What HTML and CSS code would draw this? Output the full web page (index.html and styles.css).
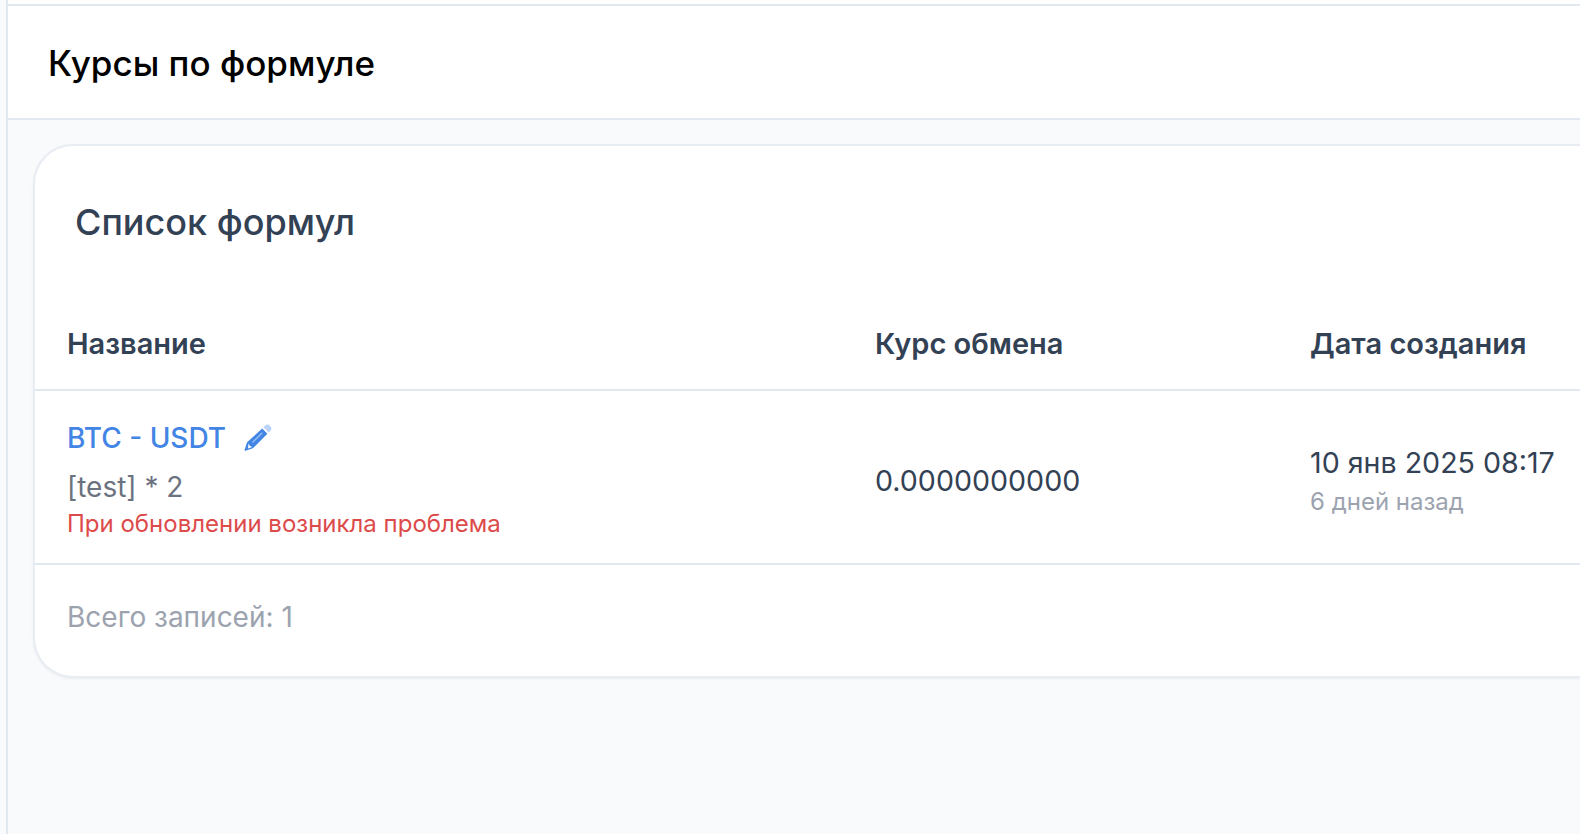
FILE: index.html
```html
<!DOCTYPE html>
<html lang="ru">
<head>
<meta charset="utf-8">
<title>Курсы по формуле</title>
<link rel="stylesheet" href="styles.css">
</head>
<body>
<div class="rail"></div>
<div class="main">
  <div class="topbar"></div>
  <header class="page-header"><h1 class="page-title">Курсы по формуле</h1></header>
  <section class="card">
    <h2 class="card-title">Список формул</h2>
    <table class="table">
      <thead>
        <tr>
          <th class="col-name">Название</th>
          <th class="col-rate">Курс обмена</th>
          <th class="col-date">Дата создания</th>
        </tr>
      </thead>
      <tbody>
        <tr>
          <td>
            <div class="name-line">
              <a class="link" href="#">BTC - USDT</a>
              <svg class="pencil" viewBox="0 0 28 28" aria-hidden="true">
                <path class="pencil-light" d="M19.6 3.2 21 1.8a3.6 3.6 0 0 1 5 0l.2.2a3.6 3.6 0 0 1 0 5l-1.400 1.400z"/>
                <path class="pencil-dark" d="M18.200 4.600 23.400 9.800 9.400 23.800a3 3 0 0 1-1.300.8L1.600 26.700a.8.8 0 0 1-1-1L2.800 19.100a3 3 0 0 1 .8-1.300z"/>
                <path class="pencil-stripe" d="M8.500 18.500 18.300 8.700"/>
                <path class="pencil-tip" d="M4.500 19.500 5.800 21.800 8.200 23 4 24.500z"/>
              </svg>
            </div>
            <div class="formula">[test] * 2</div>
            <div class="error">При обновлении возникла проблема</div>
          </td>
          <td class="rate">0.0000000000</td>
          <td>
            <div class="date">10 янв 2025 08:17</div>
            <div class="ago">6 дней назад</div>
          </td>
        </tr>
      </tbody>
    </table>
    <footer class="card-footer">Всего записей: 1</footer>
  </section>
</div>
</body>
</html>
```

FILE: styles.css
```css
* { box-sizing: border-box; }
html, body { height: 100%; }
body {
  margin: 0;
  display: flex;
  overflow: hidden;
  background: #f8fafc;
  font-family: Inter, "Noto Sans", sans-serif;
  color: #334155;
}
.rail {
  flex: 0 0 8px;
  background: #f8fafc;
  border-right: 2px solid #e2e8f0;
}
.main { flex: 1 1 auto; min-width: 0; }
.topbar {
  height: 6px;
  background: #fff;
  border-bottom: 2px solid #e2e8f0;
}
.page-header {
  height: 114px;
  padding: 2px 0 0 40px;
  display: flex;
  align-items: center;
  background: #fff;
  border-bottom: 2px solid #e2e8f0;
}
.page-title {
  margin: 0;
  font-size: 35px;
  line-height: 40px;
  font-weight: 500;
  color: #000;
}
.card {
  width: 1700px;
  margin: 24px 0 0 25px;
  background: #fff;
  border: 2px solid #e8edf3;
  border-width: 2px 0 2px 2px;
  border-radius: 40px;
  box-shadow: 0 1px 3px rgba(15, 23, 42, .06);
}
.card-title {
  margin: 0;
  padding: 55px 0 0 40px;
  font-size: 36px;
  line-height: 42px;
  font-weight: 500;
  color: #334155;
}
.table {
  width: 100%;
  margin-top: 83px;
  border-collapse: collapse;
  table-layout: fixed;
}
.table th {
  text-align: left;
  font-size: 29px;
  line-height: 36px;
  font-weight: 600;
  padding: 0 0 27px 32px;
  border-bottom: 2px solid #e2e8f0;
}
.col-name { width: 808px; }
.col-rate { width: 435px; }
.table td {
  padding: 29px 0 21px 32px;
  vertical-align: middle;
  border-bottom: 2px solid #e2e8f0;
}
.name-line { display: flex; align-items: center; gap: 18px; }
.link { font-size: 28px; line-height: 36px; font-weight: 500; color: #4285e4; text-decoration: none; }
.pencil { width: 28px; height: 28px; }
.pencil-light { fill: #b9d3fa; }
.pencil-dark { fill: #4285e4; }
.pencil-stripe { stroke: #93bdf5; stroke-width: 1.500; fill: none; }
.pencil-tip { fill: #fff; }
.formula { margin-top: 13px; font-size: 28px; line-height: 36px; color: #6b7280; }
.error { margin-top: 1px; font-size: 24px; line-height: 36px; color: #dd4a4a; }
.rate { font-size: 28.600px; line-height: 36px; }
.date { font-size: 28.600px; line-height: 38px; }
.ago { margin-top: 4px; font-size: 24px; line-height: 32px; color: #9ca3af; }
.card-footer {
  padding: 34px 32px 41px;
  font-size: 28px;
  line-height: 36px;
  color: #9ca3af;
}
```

• • • • • • •

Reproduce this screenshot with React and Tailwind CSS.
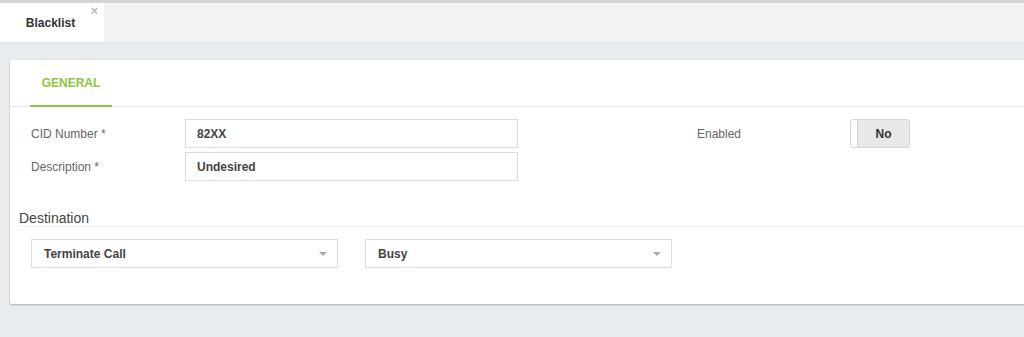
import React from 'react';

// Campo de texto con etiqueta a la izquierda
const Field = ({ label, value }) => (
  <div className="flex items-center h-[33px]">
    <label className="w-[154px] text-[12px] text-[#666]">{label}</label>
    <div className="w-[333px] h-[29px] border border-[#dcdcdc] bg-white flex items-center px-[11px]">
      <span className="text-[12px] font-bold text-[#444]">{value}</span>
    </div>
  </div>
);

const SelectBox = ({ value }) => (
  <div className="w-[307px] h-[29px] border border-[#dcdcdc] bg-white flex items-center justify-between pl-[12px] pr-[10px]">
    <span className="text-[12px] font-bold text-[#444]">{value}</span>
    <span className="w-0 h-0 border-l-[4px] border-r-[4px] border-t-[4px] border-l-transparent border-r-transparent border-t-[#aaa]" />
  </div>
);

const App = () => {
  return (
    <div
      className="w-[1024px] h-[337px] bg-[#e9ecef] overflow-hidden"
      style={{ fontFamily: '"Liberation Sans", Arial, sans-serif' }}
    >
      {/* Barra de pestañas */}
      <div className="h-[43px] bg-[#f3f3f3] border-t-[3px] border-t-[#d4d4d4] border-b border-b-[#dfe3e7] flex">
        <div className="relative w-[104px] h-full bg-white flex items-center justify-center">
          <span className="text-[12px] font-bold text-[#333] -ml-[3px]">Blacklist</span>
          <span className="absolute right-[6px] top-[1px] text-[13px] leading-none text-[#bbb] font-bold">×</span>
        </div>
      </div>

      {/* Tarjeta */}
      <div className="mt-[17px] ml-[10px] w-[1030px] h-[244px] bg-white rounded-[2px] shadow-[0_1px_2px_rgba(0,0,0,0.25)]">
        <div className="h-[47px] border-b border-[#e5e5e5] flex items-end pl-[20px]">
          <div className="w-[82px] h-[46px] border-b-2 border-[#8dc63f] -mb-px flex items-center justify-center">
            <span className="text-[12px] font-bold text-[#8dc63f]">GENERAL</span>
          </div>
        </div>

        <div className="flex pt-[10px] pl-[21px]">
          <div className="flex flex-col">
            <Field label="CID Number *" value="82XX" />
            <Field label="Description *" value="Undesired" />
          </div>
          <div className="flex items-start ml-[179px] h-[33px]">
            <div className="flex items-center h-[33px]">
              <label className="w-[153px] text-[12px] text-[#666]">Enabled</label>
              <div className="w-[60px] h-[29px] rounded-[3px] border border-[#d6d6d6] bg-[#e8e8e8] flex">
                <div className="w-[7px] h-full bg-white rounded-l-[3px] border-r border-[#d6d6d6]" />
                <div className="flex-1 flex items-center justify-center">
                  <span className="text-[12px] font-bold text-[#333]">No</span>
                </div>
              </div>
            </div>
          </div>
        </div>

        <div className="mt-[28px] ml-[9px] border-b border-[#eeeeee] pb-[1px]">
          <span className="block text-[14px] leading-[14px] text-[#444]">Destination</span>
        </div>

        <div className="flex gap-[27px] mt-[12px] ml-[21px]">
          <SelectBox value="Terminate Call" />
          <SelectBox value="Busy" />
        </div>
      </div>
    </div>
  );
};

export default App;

• • • • • • •

__JOB__: Repeat exactly, and only, the lines between the line holding "Reproduce this screenshot" and the line holding "import React from 'react';", inclusive, leaving pictures out.

__RESPONSE FOR THIS EXERCISE__:
Reproduce this screenshot with React and Tailwind CSS.
import React from 'react';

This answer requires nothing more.